At first glance there's not much that jumps out to make Legendborn too different from other YA Urban Fantasy books, it has a female protagonist who discovers a world of monsters and magic, she learns that there's a secret group dedicated to protecting regular people from monsters, the lead falls for the hot guy who's part of this society. But that's ignoring something really big that makes Legendborn stand out not only as something different, but something really important. It's lead character, Bree.

Bree, unlike a lot of other YA protagonists, is Black. Now, I'm sure there will be some people who will immediately jump in to say that this shouldn't make a difference, that the colour of her skin shouldn't impact a story like this. But that's not really true, because let's all be honest, the colour of someone's skin makes a hell of a difference to their life experience, especially in the US. Within the first few chapters we see this, when Bree is pulled into the back of a police car when all the white students are allowed to walk away. We see her being at college because of her academic excellence being disbelieved, with people thinking she somehow cheated her way in as 'affirmative action', and we see her worried that if she says or does the wrong thing she could end up as another young Black person dead at the hands of a cop.

I honestly can't think of another YA book where the lead has to deal with this kind of thing. All the other teen girl leads who sneak out of their house late at night only have to worry about getting in trouble with their parents, not worried about being murdered by police. White protagonists who have run-ins with the law usually get off with a warning or a stern talking to, Bree is in danger of never seeing her family again. This added pressure and danger makes Bree such a strong and amazing young woman before she even comes across anything unusual in the book. She, like so many Black people in the US, has to live under unimaginable pressure and a sense of danger, and it makes her so fucking strong.

Race plays into the book in other ways too. Instead of just being seen as an outsider by others trying to become accepted into the Order of the Round Table because she's new to this world of magic and monsters, she's looked down on my people because she's Black. Other initiates look at her presence in the competition as being down to her sleeping her way in, or tricking Nick in some way, not because she deserves it. In one scene one of the older white women assumes she's a member of staff and talks to her like dirt, simply because she's Black. And there's a moment later on in the book which I won't spoil too much, but Bree ends up on the receiving end of a torrent of racist abuse, because she dared to do something that no person of colour had done before.

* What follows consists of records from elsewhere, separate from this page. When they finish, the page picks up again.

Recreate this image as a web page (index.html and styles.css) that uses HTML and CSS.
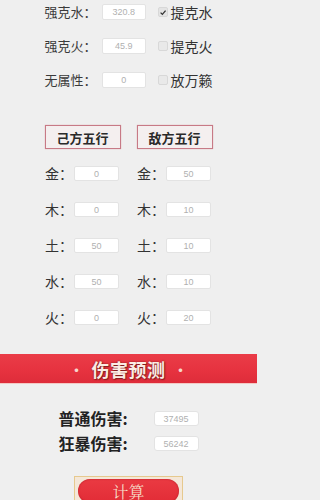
FILE: index.html
```html
<!DOCTYPE html>
<html lang="zh">
<head>
<meta charset="utf-8">
<link rel="stylesheet" href="styles.css">
</head>
<body>
<div class="page">
  <section class="opts">
    <div class="opt-row">
      <span class="opt-label">强克水：</span>
      <span class="field">320.8</span>
      <span class="check on"><svg viewBox="0 0 10 10" width="9" height="9"><path d="M2 5.2 L4.2 7.4 L8.2 2.6" fill="none" stroke="#333" stroke-width="1.6"/></svg></span>
      <span class="check-text">提克水</span>
    </div>
    <div class="opt-row">
      <span class="opt-label">强克火：</span>
      <span class="field">45.9</span>
      <span class="check"></span>
      <span class="check-text">提克火</span>
    </div>
    <div class="opt-row">
      <span class="opt-label">无属性：</span>
      <span class="field">0</span>
      <span class="check"></span>
      <span class="check-text">放万籁</span>
    </div>
  </section>

  <section class="sides">
    <div class="tab">己方五行</div>
    <div class="tab">敌方五行</div>
  </section>

  <section class="elements">
    <div class="el"><span class="el-label">金：</span><span class="field el-field">0</span></div>
    <div class="el"><span class="el-label">金：</span><span class="field el-field">50</span></div>
    <div class="el"><span class="el-label">木：</span><span class="field el-field">0</span></div>
    <div class="el"><span class="el-label">木：</span><span class="field el-field">10</span></div>
    <div class="el"><span class="el-label">土：</span><span class="field el-field">50</span></div>
    <div class="el"><span class="el-label">土：</span><span class="field el-field">10</span></div>
    <div class="el"><span class="el-label">水：</span><span class="field el-field">50</span></div>
    <div class="el"><span class="el-label">水：</span><span class="field el-field">10</span></div>
    <div class="el"><span class="el-label">火：</span><span class="field el-field">0</span></div>
    <div class="el"><span class="el-label">火：</span><span class="field el-field">20</span></div>
  </section>

  <div class="banner"><span class="dot">·</span><span class="banner-title">伤害预测</span><span class="dot">·</span></div>

  <section class="results">
    <div class="res-row"><span class="res-label">普通伤害:</span><span class="field res-field">37495</span></div>
    <div class="res-row"><span class="res-label">狂暴伤害:</span><span class="field res-field">56242</span></div>
  </section>

  <div class="calc-wrap">
    <div class="calc"><span class="calc-inner">计算</span></div>
  </div>
</div>
</body>
</html>
```

FILE: styles.css
```css
html, body {
  margin: 0;
  padding: 0;
  background: #efefef;
}
body {
  font-family: "Noto Sans CJK SC", "Noto Sans", sans-serif;
  color: #333;
  overflow: hidden;
}
.page {
  width: 257px;
  padding-top: 4px;
}
.opts {
  width: 168px;
  margin: 0 auto;
  display: flex;
  flex-direction: column;
  gap: 18px;
}
.opt-row {
  display: flex;
  align-items: center;
  height: 16px;
}
.opt-label {
  width: 58px;
  font-size: 13px;
  line-height: 16px;
  color: #3a3a3a;
  white-space: nowrap;
}
.field {
  display: flex;
  align-items: center;
  justify-content: center;
  box-sizing: border-box;
  background: #fff;
  border: 1px solid #e3e3e3;
  border-radius: 2px;
  font-family: "Liberation Sans", sans-serif;
  font-size: 9px;
  color: #b0b0b0;
}
.opt-row .field {
  width: 44px;
  height: 16px;
}
.check {
  width: 10px;
  height: 10px;
  box-sizing: border-box;
  margin-left: 12px;
  border: 1px solid #d8d8d8;
  border-radius: 2px;
  background: #e9e9e9;
  display: flex;
  align-items: center;
  justify-content: center;
}
.check.on {
  background: #e4e4e4;
}
.check-text {
  margin-left: 3px;
  font-size: 14px;
  line-height: 16px;
  color: #333;
  white-space: nowrap;
}
.sides {
  margin-top: 37px;
  display: flex;
  justify-content: center;
  gap: 16px;
}
.tab {
  width: 76px;
  height: 24px;
  box-sizing: border-box;
  border: 1.5px solid #c77a86;
  background: #f4efef;
  box-shadow: 0 0 1px #e0a0a8;
  display: flex;
  align-items: center;
  justify-content: center;
  font-size: 13px;
  font-weight: bold;
  color: #2a2a2a;
}
.elements {
  margin: 17px auto 0;
  width: 168px;
  display: grid;
  grid-template-columns: 76px 76px;
  column-gap: 16px;
  row-gap: 21px;
  margin-left: 45px;
}
.el {
  display: flex;
  align-items: center;
  height: 15px;
}
.el-label {
  width: 29px;
  font-size: 14px;
  line-height: 15px;
  color: #333;
  white-space: nowrap;
}
.el-field {
  width: 45px;
  height: 15px;
}
.banner {
  margin-top: 29px;
  height: 29px;
  background: linear-gradient(#ea3c48, #e6323f 60%, #de2c3a);
  border-bottom: 1px solid #f3c9c4;
  display: flex;
  align-items: center;
  justify-content: center;
  gap: 8px;
}
.banner-title {
  font-size: 18px;
  font-weight: bold;
  color: #fbece4;
  letter-spacing: 0.5px;
  text-shadow: 0 0 2px #7a1a1a, 1px 1px 1px #8a2020;
}
.dot {
  color: #f6d6cc;
  font-size: 14px;
  font-weight: bold;
}
.results {
  margin-top: 27px;
  display: flex;
  flex-direction: column;
  align-items: center;
  gap: 10px;
}
.res-row {
  display: flex;
  align-items: center;
  width: 140px;
  height: 15px;
}
.res-label {
  width: 95px;
  font-size: 16px;
  font-weight: bold;
  line-height: 15px;
  color: #222;
  white-space: nowrap;
}
.res-field {
  width: 45px;
  height: 15px;
  border-radius: 3px;
}
.calc-wrap {
  margin-top: 25px;
  display: flex;
  justify-content: center;
}
.calc {
  width: 109px;
  height: 30px;
  box-sizing: border-box;
  border: 1px solid #e6c98e;
  background: #f4e7d8;
  padding: 2px 3px;
  display: flex;
}
.calc-inner {
  flex: 1;
  border-radius: 13px;
  background: linear-gradient(#ea3a42, #e22c36);
  box-shadow: inset 0 0 2px #b01c26;
  display: flex;
  align-items: center;
  justify-content: center;
  font-family: "Noto Serif CJK SC", "Liberation Serif", serif;
  font-size: 16px;
  color: #f6dcc8;
}
```
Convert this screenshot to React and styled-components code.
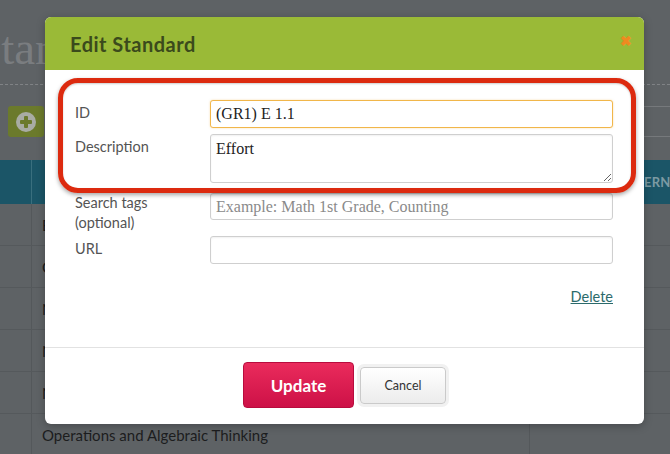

These moments not only elevated Bree as a character, raising her up as an amazing example of a young female lead, but also challenged a lot of preconceptions I went into the book with. I was expecting the book to follow a lot of YA tropes and standard plot formula, and it does in places, but whenever these moments were challenged because of Bree's race it threw me off. These moments stopped me from becoming complacent and reminded me that there was something extra special here.

Legendborn also spends some time addressing colonialism, and the slave trade, both in very real and fantastical ways. Where other Urban Fantasy books with European centric mythologies will ignore other cultural ideas this book doesn't. It shows the readers that the ways of the Order of the Round Table aren't the only way, that other cultures have different understandings of, and connections to, magics. It addresses the fact that white people tore cultures apart in their attempt to bring them into their way of thinking, how it destroyed entire cultures and ways of life in order to stamp out practices and beliefs they considered evil. Yes, here it's talking about ways of using magic, but its something that happened in the real world, and has very real consequences that are felt even to this day.

Tracy Deonn does such a good job at intertwining important discussions on race into what you'd come to expect from a YA book. I honestly couldn't see this book working half as well without those elements, and am so eager to see what happens next in the story not to find out what evil plots the villains will come up with, or to see what new magic and adventures will happen, but to see how Bree will challenge this white centric group and their racist views. So much happens towards the end of the book that sets up for some amazing stuff to come, and I can't wait to see how it plays out.

Legendborn was so much better than I was expecting, it has more heart and more depth than other books in this genre. It has a hero who feels so much more realised than others like her, and who's engaging as a person. Other books could benefit from being more like Legendborn, and I can see this easily topping bestseller lists and being talked about in excited tones for years to come.